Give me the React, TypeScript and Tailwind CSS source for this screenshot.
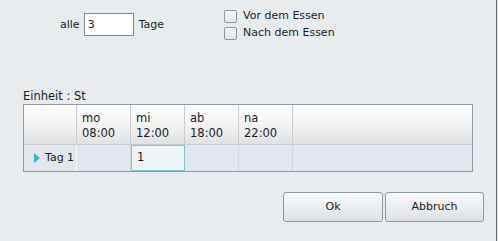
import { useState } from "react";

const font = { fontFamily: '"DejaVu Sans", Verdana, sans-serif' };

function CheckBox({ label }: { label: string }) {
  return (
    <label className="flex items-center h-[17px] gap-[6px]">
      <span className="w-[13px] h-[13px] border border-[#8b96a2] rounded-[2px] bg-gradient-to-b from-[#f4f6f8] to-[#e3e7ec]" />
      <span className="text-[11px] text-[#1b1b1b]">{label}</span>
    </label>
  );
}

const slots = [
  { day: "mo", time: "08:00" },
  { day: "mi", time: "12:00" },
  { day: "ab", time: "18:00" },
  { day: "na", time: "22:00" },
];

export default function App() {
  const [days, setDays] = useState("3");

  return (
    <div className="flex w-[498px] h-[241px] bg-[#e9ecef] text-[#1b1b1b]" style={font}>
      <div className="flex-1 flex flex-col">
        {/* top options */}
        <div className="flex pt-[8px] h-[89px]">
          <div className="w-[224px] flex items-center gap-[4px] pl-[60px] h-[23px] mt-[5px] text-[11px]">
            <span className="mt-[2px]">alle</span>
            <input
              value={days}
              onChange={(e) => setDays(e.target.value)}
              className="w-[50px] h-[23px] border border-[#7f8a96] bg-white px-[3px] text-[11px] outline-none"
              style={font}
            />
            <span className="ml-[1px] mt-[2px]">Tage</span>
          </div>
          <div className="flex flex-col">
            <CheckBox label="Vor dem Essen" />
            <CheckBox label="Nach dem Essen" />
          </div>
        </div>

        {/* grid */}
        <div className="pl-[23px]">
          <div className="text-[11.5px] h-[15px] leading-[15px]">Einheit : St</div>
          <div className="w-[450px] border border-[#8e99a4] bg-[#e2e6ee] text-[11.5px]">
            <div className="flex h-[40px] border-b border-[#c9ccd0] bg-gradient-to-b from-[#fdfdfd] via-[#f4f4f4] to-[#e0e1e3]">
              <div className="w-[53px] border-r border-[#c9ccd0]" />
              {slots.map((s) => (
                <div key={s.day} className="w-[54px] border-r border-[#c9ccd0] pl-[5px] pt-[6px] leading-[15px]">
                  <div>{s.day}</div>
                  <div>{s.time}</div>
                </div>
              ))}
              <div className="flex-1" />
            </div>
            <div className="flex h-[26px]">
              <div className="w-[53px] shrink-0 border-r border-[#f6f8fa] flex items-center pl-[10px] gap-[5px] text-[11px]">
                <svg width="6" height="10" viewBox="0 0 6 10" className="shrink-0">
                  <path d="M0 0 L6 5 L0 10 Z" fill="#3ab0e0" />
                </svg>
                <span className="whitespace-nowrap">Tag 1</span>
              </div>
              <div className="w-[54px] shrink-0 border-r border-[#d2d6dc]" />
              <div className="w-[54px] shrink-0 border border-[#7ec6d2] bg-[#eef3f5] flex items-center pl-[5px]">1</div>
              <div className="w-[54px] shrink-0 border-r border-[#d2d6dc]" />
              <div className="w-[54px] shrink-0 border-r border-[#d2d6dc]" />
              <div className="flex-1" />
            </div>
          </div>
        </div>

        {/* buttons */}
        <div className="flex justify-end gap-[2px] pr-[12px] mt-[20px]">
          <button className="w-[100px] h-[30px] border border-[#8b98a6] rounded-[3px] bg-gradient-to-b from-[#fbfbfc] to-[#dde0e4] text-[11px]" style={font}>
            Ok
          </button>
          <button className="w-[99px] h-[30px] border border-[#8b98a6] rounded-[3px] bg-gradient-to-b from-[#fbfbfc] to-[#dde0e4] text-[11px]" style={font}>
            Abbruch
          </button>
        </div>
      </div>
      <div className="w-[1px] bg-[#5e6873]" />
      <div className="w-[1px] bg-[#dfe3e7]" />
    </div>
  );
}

▬▬▬▬▬▬▬▬▬▬

### Problem statement
Transcribe all of the material exactly, leaving out whatever pictures it contains.

### Full response
Give me the React, TypeScript and Tailwind CSS source for this screenshot.
import { useState } from "react";

const font = { fontFamily: '"DejaVu Sans", Verdana, sans-serif' };

function CheckBox({ label }: { label: string }) {
  return (
    <label className="flex items-center h-[17px] gap-[6px]">
      <span className="w-[13px] h-[13px] border border-[#8b96a2] rounded-[2px] bg-gradient-to-b from-[#f4f6f8] to-[#e3e7ec]" />
      <span className="text-[11px] text-[#1b1b1b]">{label}</span>
    </label>
  );
}

const slots = [
  { day: "mo", time: "08:00" },
  { day: "mi", time: "12:00" },
  { day: "ab", time: "18:00" },
  { day: "na", time: "22:00" },
];

export default function App() {
  const [days, setDays] = useState("3");

  return (
    <div className="flex w-[498px] h-[241px] bg-[#e9ecef] text-[#1b1b1b]" style={font}>
      <div className="flex-1 flex flex-col">
        {/* top options */}
        <div className="flex pt-[8px] h-[89px]">
          <div className="w-[224px] flex items-center gap-[4px] pl-[60px] h-[23px] mt-[5px] text-[11px]">
            <span className="mt-[2px]">alle</span>
            <input
              value={days}
              onChange={(e) => setDays(e.target.value)}
              className="w-[50px] h-[23px] border border-[#7f8a96] bg-white px-[3px] text-[11px] outline-none"
              style={font}
            />
            <span className="ml-[1px] mt-[2px]">Tage</span>
          </div>
          <div className="flex flex-col">
            <CheckBox label="Vor dem Essen" />
            <CheckBox label="Nach dem Essen" />
          </div>
        </div>

        {/* grid */}
        <div className="pl-[23px]">
          <div className="text-[11.5px] h-[15px] leading-[15px]">Einheit : St</div>
          <div className="w-[450px] border border-[#8e99a4] bg-[#e2e6ee] text-[11.5px]">
            <div className="flex h-[40px] border-b border-[#c9ccd0] bg-gradient-to-b from-[#fdfdfd] via-[#f4f4f4] to-[#e0e1e3]">
              <div className="w-[53px] border-r border-[#c9ccd0]" />
              {slots.map((s) => (
                <div key={s.day} className="w-[54px] border-r border-[#c9ccd0] pl-[5px] pt-[6px] leading-[15px]">
                  <div>{s.day}</div>
                  <div>{s.time}</div>
                </div>
              ))}
              <div className="flex-1" />
            </div>
            <div className="flex h-[26px]">
              <div className="w-[53px] shrink-0 border-r border-[#f6f8fa] flex items-center pl-[10px] gap-[5px] text-[11px]">
                <svg width="6" height="10" viewBox="0 0 6 10" className="shrink-0">
                  <path d="M0 0 L6 5 L0 10 Z" fill="#3ab0e0" />
                </svg>
                <span className="whitespace-nowrap">Tag 1</span>
              </div>
              <div className="w-[54px] shrink-0 border-r border-[#d2d6dc]" />
              <div className="w-[54px] shrink-0 border border-[#7ec6d2] bg-[#eef3f5] flex items-center pl-[5px]">1</div>
              <div className="w-[54px] shrink-0 border-r border-[#d2d6dc]" />
              <div className="w-[54px] shrink-0 border-r border-[#d2d6dc]" />
              <div className="flex-1" />
            </div>
          </div>
        </div>

        {/* buttons */}
        <div className="flex justify-end gap-[2px] pr-[12px] mt-[20px]">
          <button className="w-[100px] h-[30px] border border-[#8b98a6] rounded-[3px] bg-gradient-to-b from-[#fbfbfc] to-[#dde0e4] text-[11px]" style={font}>
            Ok
          </button>
          <button className="w-[99px] h-[30px] border border-[#8b98a6] rounded-[3px] bg-gradient-to-b from-[#fbfbfc] to-[#dde0e4] text-[11px]" style={font}>
            Abbruch
          </button>
        </div>
      </div>
      <div className="w-[1px] bg-[#5e6873]" />
      <div className="w-[1px] bg-[#dfe3e7]" />
    </div>
  );
}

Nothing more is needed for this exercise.